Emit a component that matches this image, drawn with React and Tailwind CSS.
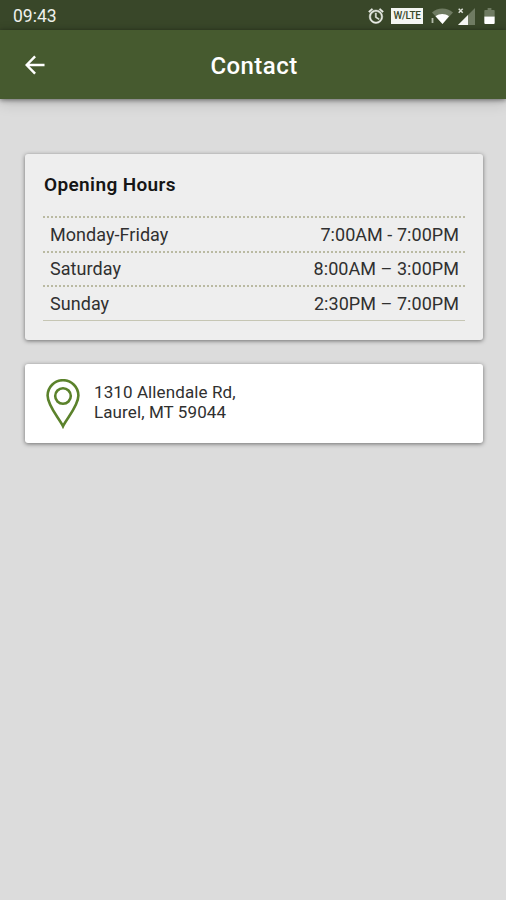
import React from 'react';

const openingHours = [
    { day: 'Monday-Friday', time: '7:00AM - 7:00PM' },
    { day: 'Saturday', time: '8:00AM – 3:00PM' },
    { day: 'Sunday', time: '2:30PM – 7:00PM' }
];

const StatusIcons = () => (
    <div className="flex items-center pb-px">
        {/* Alarm */}
        <svg className="w-[18px] h-[18px]" viewBox="0 0 24 24" fill="#e9ece6" stroke="#e9ece6" strokeWidth="0.6">
            <path d="M22 5.72l-4.6-3.86-1.29 1.53 4.6 3.86L22 5.72zM7.88 3.39L6.6 1.86 2 5.71l1.29 1.53 4.59-3.85zM12.5 8H11v6l4.75 2.85.75-1.23-4-2.37V8zM12 4c-4.97 0-9 4.03-9 9s4.02 9 9 9a9 9 0 0 0 0-18zm0 16c-3.87 0-7-3.13-7-7s3.13-7 7-7 7 3.13 7 7-3.13 7-7 7z" />
        </svg>
        {/* Vo/WiFi LTE label */}
        <div className="ml-[6px] flex h-4 w-[32px] items-center justify-center bg-[#f4f6f2] text-[10px] font-medium leading-none tracking-[-0.3px] text-[#394729]">
            W/LTE
        </div>
        {/* Wifi */}
        <svg className="ml-[8px] w-[22px] h-[16px]" viewBox="0 0 22 16">
            <path d="M1 4.5C6.5-.8 16-.8 22 4.5L11.5 16z" fill="#6f7b62" />
            <path d="M4.500 8.3c4-3.2 9.500-3.2 13.500 0L11.500 16z" fill="#fff" />
            <path d="M1.500 10v5" stroke="#b3baaa" strokeWidth="1.8" fill="none" />
        </svg>
        {/* Mobile signal */}
        <svg className="ml-[5px] w-[17px] h-[17px]" viewBox="0 0 17 17">
            <path d="M17 0v17H0z" fill="#6f7b62" />
            <path d="M10 7v10H0z" fill="#f4f6f2" />
            <path d="M0.7 0.7l4 4M4.7 0.7l-4 4" stroke="#dfe3da" strokeWidth="1.5" />
        </svg>
        {/* Battery */}
        <svg className="ml-[9px] w-[11px] h-[16px]" viewBox="0 0 11 17">
            <path d="M3.500 0h4v2H10a1 1 0 0 1 1 1v6H0V3a1 1 0 0 1 1-1h2.500z" fill="#6f7b62" />
            <path d="M0 9h11v7a1 1 0 0 1-1 1H1a1 1 0 0 1-1-1z" fill="#fff" />
        </svg>
    </div>
);

const Header = () => (
    <header className="h-[69px] bg-[#465a2f] shadow-[0_1px_5px_rgba(0,0,0,0.5),0_4px_14px_rgba(0,0,0,0.14)]">
        <div className="grid h-full grid-cols-[1fr_auto_1fr] items-center pl-[25px] pr-[23px]">
            <button aria-label="Back">
                <svg className="w-[20px] h-[20px]" viewBox="0 0 21 20" fill="none" stroke="#fff" strokeWidth="2.6">
                    <path d="M20.5 10H2M10.6 1L1.7 10l8.9 9" />
                </svg>
            </button>
            <h1 className="pt-[2px] text-[24px] font-medium leading-7 tracking-[0.45px] text-white">Contact</h1>
        </div>
    </header>
);

const App = () => {
    return (
        <div className="min-h-screen bg-[#dcdcdc] font-['Roboto',sans-serif] text-[#303030]">
            {/* STATUS BAR */}
            <div className="flex h-[30px] items-center justify-between bg-[#394729] pl-[13px] pr-[11px] pt-[3px]">
                <span className="text-[17.5px] leading-none text-[#eef0ec]">09:43</span>
                <StatusIcons />
            </div>

            <Header />

            <main className="flex flex-col gap-6 pl-[25px] pt-[55px] pr-[23px]">
                {/* OPENING HOURS */}
                <section className="h-[186px] rounded-[3px] bg-[#eeeeee] px-[18px] pt-[19px] shadow-[0_1px_4px_rgba(0,0,0,0.5)]">
                    <h2 className="pl-px text-[19px] font-semibold leading-6 tracking-[0.37px] text-[#151515]">Opening Hours</h2>
                    <div className="mt-[19px] border-b border-[#c6c6b4]">
                        {openingHours.map((row) => (
                            <div
                                key={row.day}
                                className="flex h-[34.6px] items-center justify-between border-t-2 border-dotted border-[#babaa2] pl-[7px] pr-[6px] text-[18px] tracking-[0.05px]"
                            >
                                <span>{row.day}</span>
                                <span>{row.time}</span>
                            </div>
                        ))}
                    </div>
                </section>

                {/* ADDRESS */}
                <section className="flex h-[79px] items-center rounded-[3px] bg-white pl-[21px] shadow-[0_1px_4px_rgba(0,0,0,0.5)]">
                    <svg className="mt-px w-[34px] h-[50px]" viewBox="0 0 34 50" fill="none" stroke="#5b822b" strokeWidth="2.6">
                        <path d="M17 47.3C13 39 1.6 27 1.6 16.6a15.4 15.4 0 0 1 30.8 0C32.4 27 21 39 17 47.3z" />
                        <circle cx="17" cy="17" r="7.8" />
                    </svg>
                    <p className="ml-[14px] pb-[4px] text-[17px] leading-5 tracking-[0.1px]">
                        1310 Allendale Rd,
                        <br />
                        Laurel, MT 59044
                    </p>
                </section>
            </main>
        </div>
    );
};

export default App;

════════════════

**WHAT IS REQUIRED**: Take the data above and repeat it exactly, leaving each picture out.

**FINAL RESULT**:
Emit a component that matches this image, drawn with React and Tailwind CSS.
import React from 'react';

const openingHours = [
    { day: 'Monday-Friday', time: '7:00AM - 7:00PM' },
    { day: 'Saturday', time: '8:00AM – 3:00PM' },
    { day: 'Sunday', time: '2:30PM – 7:00PM' }
];

const StatusIcons = () => (
    <div className="flex items-center pb-px">
        {/* Alarm */}
        <svg className="w-[18px] h-[18px]" viewBox="0 0 24 24" fill="#e9ece6" stroke="#e9ece6" strokeWidth="0.6">
            <path d="M22 5.72l-4.6-3.86-1.29 1.53 4.6 3.86L22 5.72zM7.88 3.39L6.6 1.86 2 5.71l1.29 1.53 4.59-3.85zM12.5 8H11v6l4.75 2.85.75-1.23-4-2.37V8zM12 4c-4.97 0-9 4.03-9 9s4.02 9 9 9a9 9 0 0 0 0-18zm0 16c-3.87 0-7-3.13-7-7s3.13-7 7-7 7 3.13 7 7-3.13 7-7 7z" />
        </svg>
        {/* Vo/WiFi LTE label */}
        <div className="ml-[6px] flex h-4 w-[32px] items-center justify-center bg-[#f4f6f2] text-[10px] font-medium leading-none tracking-[-0.3px] text-[#394729]">
            W/LTE
        </div>
        {/* Wifi */}
        <svg className="ml-[8px] w-[22px] h-[16px]" viewBox="0 0 22 16">
            <path d="M1 4.5C6.5-.8 16-.8 22 4.5L11.5 16z" fill="#6f7b62" />
            <path d="M4.500 8.3c4-3.2 9.500-3.2 13.500 0L11.500 16z" fill="#fff" />
            <path d="M1.500 10v5" stroke="#b3baaa" strokeWidth="1.8" fill="none" />
        </svg>
        {/* Mobile signal */}
        <svg className="ml-[5px] w-[17px] h-[17px]" viewBox="0 0 17 17">
            <path d="M17 0v17H0z" fill="#6f7b62" />
            <path d="M10 7v10H0z" fill="#f4f6f2" />
            <path d="M0.7 0.7l4 4M4.7 0.7l-4 4" stroke="#dfe3da" strokeWidth="1.5" />
        </svg>
        {/* Battery */}
        <svg className="ml-[9px] w-[11px] h-[16px]" viewBox="0 0 11 17">
            <path d="M3.500 0h4v2H10a1 1 0 0 1 1 1v6H0V3a1 1 0 0 1 1-1h2.500z" fill="#6f7b62" />
            <path d="M0 9h11v7a1 1 0 0 1-1 1H1a1 1 0 0 1-1-1z" fill="#fff" />
        </svg>
    </div>
);

const Header = () => (
    <header className="h-[69px] bg-[#465a2f] shadow-[0_1px_5px_rgba(0,0,0,0.5),0_4px_14px_rgba(0,0,0,0.14)]">
        <div className="grid h-full grid-cols-[1fr_auto_1fr] items-center pl-[25px] pr-[23px]">
            <button aria-label="Back">
                <svg className="w-[20px] h-[20px]" viewBox="0 0 21 20" fill="none" stroke="#fff" strokeWidth="2.6">
                    <path d="M20.5 10H2M10.6 1L1.7 10l8.9 9" />
                </svg>
            </button>
            <h1 className="pt-[2px] text-[24px] font-medium leading-7 tracking-[0.45px] text-white">Contact</h1>
        </div>
    </header>
);

const App = () => {
    return (
        <div className="min-h-screen bg-[#dcdcdc] font-['Roboto',sans-serif] text-[#303030]">
            {/* STATUS BAR */}
            <div className="flex h-[30px] items-center justify-between bg-[#394729] pl-[13px] pr-[11px] pt-[3px]">
                <span className="text-[17.5px] leading-none text-[#eef0ec]">09:43</span>
                <StatusIcons />
            </div>

            <Header />

            <main className="flex flex-col gap-6 pl-[25px] pt-[55px] pr-[23px]">
                {/* OPENING HOURS */}
                <section className="h-[186px] rounded-[3px] bg-[#eeeeee] px-[18px] pt-[19px] shadow-[0_1px_4px_rgba(0,0,0,0.5)]">
                    <h2 className="pl-px text-[19px] font-semibold leading-6 tracking-[0.37px] text-[#151515]">Opening Hours</h2>
                    <div className="mt-[19px] border-b border-[#c6c6b4]">
                        {openingHours.map((row) => (
                            <div
                                key={row.day}
                                className="flex h-[34.6px] items-center justify-between border-t-2 border-dotted border-[#babaa2] pl-[7px] pr-[6px] text-[18px] tracking-[0.05px]"
                            >
                                <span>{row.day}</span>
                                <span>{row.time}</span>
                            </div>
                        ))}
                    </div>
                </section>

                {/* ADDRESS */}
                <section className="flex h-[79px] items-center rounded-[3px] bg-white pl-[21px] shadow-[0_1px_4px_rgba(0,0,0,0.5)]">
                    <svg className="mt-px w-[34px] h-[50px]" viewBox="0 0 34 50" fill="none" stroke="#5b822b" strokeWidth="2.6">
                        <path d="M17 47.3C13 39 1.6 27 1.6 16.6a15.4 15.4 0 0 1 30.8 0C32.4 27 21 39 17 47.3z" />
                        <circle cx="17" cy="17" r="7.8" />
                    </svg>
                    <p className="ml-[14px] pb-[4px] text-[17px] leading-5 tracking-[0.1px]">
                        1310 Allendale Rd,
                        <br />
                        Laurel, MT 59044
                    </p>
                </section>
            </main>
        </div>
    );
};

export default App;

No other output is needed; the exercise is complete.